Curious piece, minted by Wilhelm Deumer, from Lüdenscheid.
The coinage in 1917 was of 70,000 pieces.
Dieburg, 5 pfennig, 1920
And some occupation money from the Eastern Front. Not quite notgeld. German Military Coinage, "GEBIET DES OBERBEFEHLSHABERS OST", 1916, 1 kopek
And some regular German government issues from the same era.
L: 5 pfennig, 1921
R: 3 mark, 1922
Center: Weimar, 50 pfennig, 1918
The center one fooled me. It's not a standard-issue coin of the Weimar Republic.
Instead, it's a notgeld from Weimar in the Free State of Saxe-Weimar-Eisenach.
Would a standard-issue coin be a not-notgeld?
The coin from Dieburg was minted by L. Chr. Lauer, from Nuremberg.
The Kopek from 1916 was minted in Berlin. This coin was issued during the First World War by the German army in order to be used in Estonia, Poland and North-West Russia. These regions were, in those days, occupied by Germany.
The 50 Pfennig from Weimar was minted by L. Chr. Lauer too.
@Seba79 - Wow! Where are you obtaining all that groovy information about mintage and minter?
The Allies kept up the blockade of Germany for many months - I think about six months - after the armistice. More than a half million Germans starved to death. I think I read that in Tragedy and Hope by Prof. Quigley. That's why, despite no hyperinflation yet, there was a need for local, emergency circulating coinage. I think.
Did any one show a porcelain 20 pfennig, dated 1921 - Saxony?
I have several books on German numismatics, general and specialized, such as emergency money, local issues, etc,.

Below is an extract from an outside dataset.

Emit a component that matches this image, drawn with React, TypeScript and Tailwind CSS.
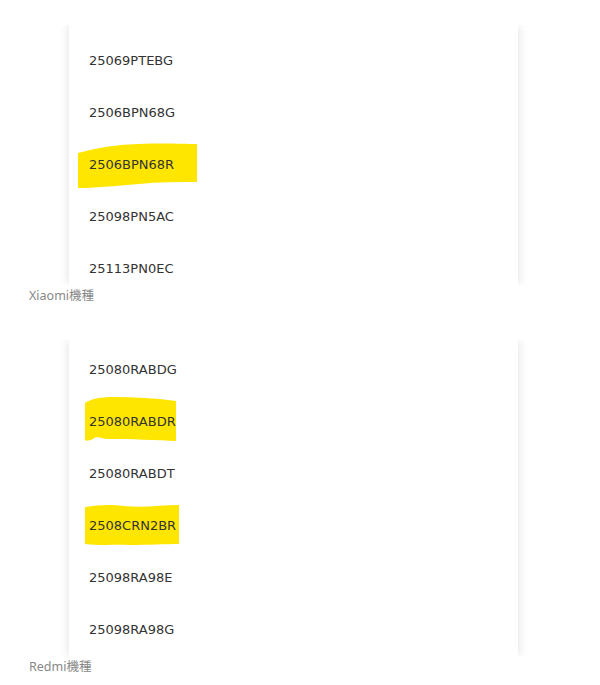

In fact, the mintage of that piece of porcelain was 75,000 pieces.
Nice ceramic coin!
I think the silver price in 1920 was about $1.32 per ounce due to wartime inflation and suspension of convertibility of European currencies to gold. This price spike is even seen in US dollars, which were less affected by the war. It must have been more severe in various European currencies. This high price drove a lot of the subsidiary silver money out of circulation, as the melt value had risen well above face value. By 1921 silver had settled somewhat to about $0.65 per ounce. During the Great Depression it would drop much lower.
Anyway, making good on the redemption of wartime paper money is highly deflationary! Similar reason for the Panic of 1873 after the US restored the dollar to a gold standard for all the Civil War greenbacks.